WHAT TO DO.
Copy each line below that contains "React".

EXTRACTED RECORDS.
%%

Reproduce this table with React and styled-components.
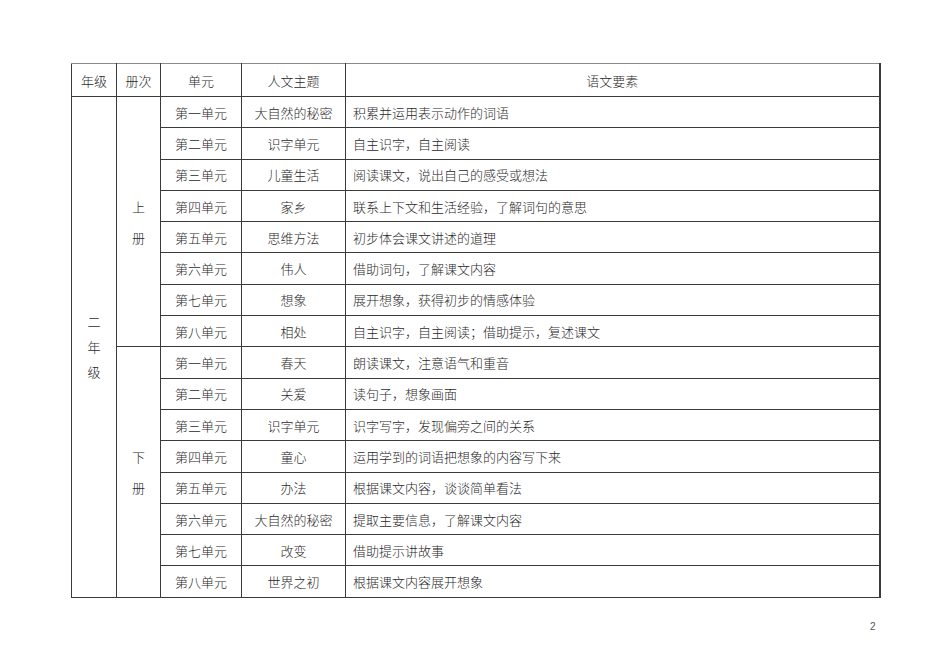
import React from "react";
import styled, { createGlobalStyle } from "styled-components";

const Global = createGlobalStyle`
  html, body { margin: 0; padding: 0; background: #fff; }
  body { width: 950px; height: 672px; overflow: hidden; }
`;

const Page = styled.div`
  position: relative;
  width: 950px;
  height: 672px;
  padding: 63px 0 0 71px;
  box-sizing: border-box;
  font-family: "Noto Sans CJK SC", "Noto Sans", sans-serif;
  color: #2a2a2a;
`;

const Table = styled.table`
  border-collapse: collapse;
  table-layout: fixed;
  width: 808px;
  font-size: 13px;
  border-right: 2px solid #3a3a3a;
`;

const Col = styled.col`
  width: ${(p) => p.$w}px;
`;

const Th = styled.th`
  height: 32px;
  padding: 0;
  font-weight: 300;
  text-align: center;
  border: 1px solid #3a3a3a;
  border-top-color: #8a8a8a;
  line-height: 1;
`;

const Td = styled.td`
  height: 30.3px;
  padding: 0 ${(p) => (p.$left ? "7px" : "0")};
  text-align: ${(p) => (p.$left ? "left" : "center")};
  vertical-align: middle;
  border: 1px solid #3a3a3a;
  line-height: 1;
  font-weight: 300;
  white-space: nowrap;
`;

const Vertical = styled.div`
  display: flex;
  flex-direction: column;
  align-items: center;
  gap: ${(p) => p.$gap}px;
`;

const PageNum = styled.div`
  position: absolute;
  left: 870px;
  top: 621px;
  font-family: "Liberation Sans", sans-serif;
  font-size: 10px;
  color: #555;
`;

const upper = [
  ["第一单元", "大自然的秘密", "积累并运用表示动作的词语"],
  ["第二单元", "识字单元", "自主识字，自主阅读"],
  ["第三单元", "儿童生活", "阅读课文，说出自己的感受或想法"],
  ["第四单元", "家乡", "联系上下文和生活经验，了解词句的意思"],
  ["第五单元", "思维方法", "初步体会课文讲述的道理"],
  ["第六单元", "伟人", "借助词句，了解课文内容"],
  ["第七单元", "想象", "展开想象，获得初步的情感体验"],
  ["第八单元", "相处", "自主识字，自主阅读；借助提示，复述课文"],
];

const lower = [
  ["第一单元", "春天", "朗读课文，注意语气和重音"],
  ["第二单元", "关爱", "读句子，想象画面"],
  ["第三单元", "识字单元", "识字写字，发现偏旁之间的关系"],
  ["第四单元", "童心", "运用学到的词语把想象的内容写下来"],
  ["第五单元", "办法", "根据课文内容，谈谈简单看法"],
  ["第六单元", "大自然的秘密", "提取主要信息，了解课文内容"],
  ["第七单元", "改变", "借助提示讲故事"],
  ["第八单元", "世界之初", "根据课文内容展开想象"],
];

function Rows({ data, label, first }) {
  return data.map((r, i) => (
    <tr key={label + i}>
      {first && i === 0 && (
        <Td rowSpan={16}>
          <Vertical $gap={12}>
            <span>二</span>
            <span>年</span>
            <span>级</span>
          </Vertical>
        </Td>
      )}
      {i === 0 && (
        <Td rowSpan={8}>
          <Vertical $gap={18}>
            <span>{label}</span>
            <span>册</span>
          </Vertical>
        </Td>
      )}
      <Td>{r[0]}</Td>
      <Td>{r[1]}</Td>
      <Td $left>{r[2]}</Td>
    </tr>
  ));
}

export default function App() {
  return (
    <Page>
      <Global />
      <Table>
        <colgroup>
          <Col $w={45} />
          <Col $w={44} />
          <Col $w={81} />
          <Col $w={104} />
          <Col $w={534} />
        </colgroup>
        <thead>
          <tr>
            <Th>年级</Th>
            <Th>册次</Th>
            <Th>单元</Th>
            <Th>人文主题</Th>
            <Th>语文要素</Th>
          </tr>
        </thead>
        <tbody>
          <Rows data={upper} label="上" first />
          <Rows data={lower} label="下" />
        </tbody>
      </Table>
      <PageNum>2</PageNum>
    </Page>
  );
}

%%
%%

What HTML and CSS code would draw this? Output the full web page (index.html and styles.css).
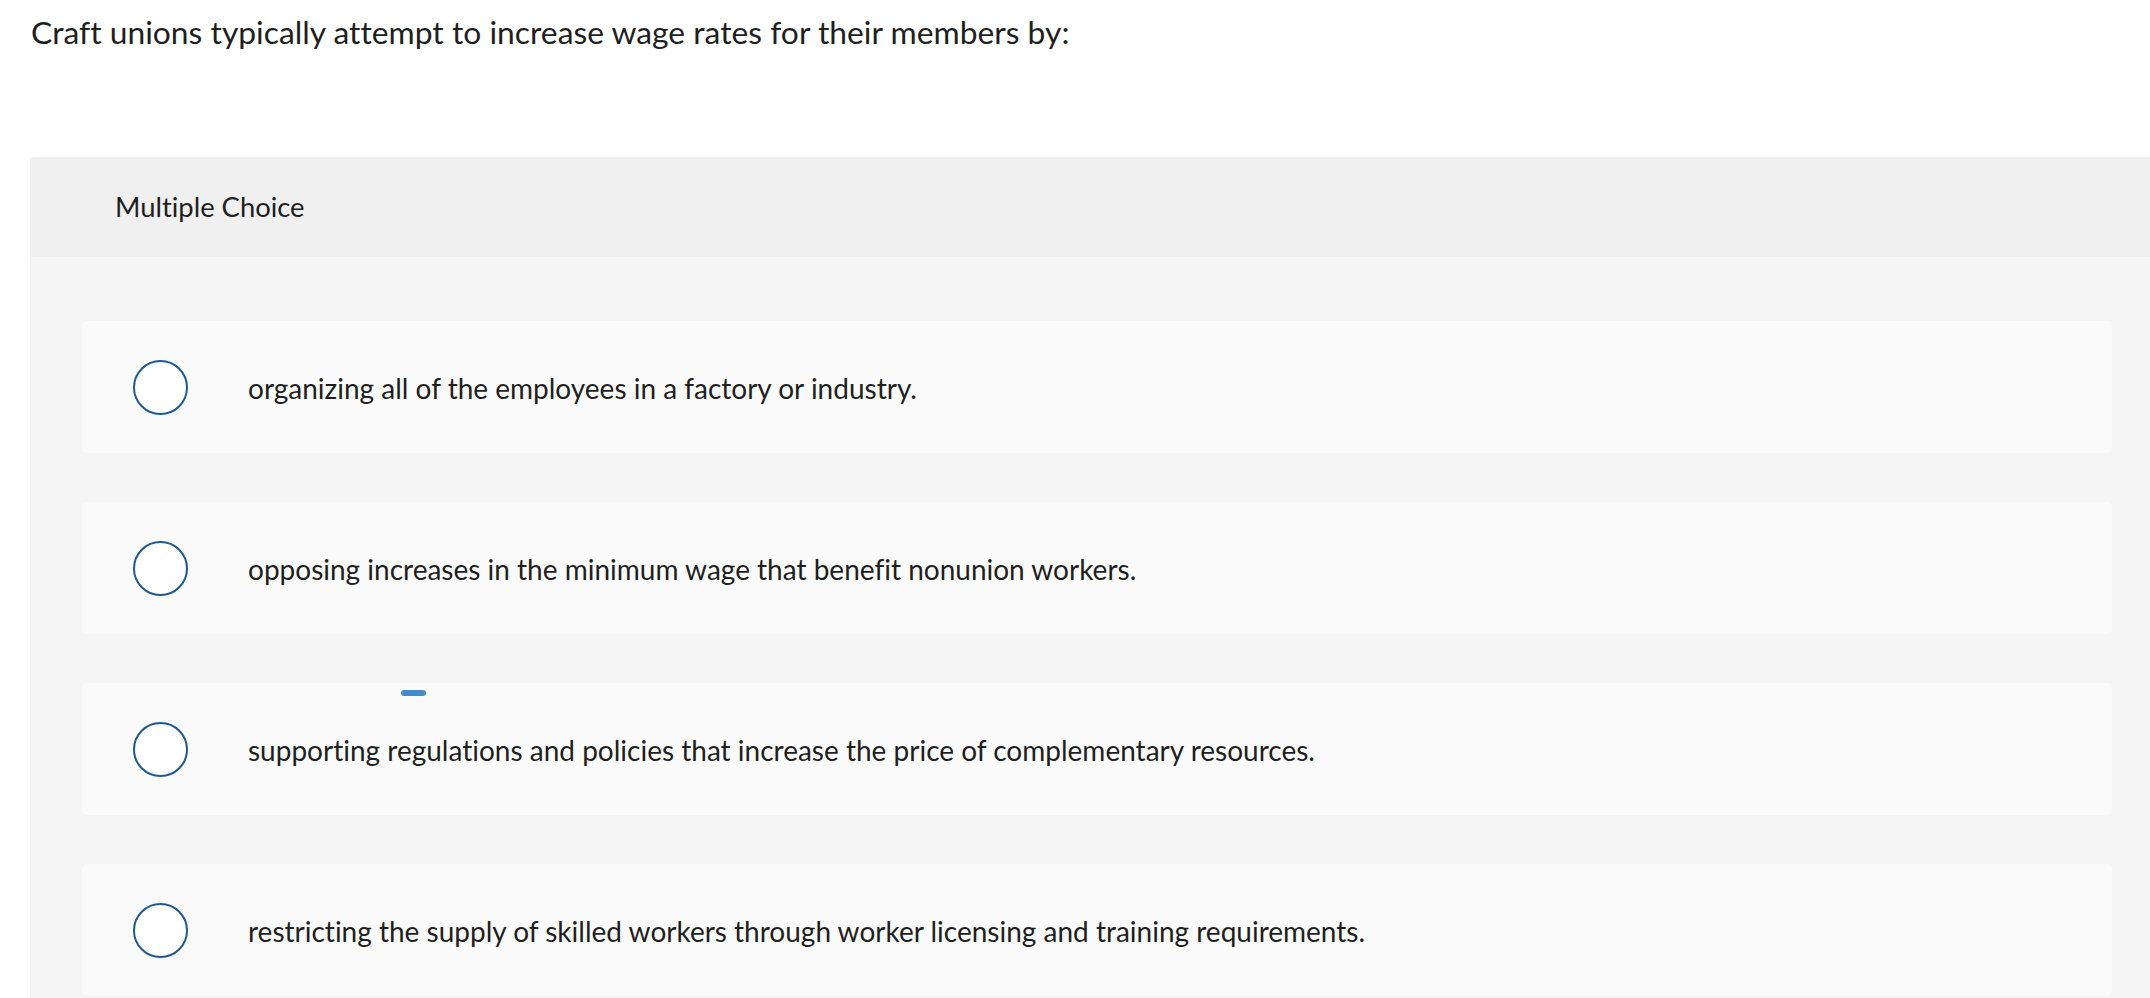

%%

FINAL RESULT.
Reproduce this table with React and styled-components.
import React from "react";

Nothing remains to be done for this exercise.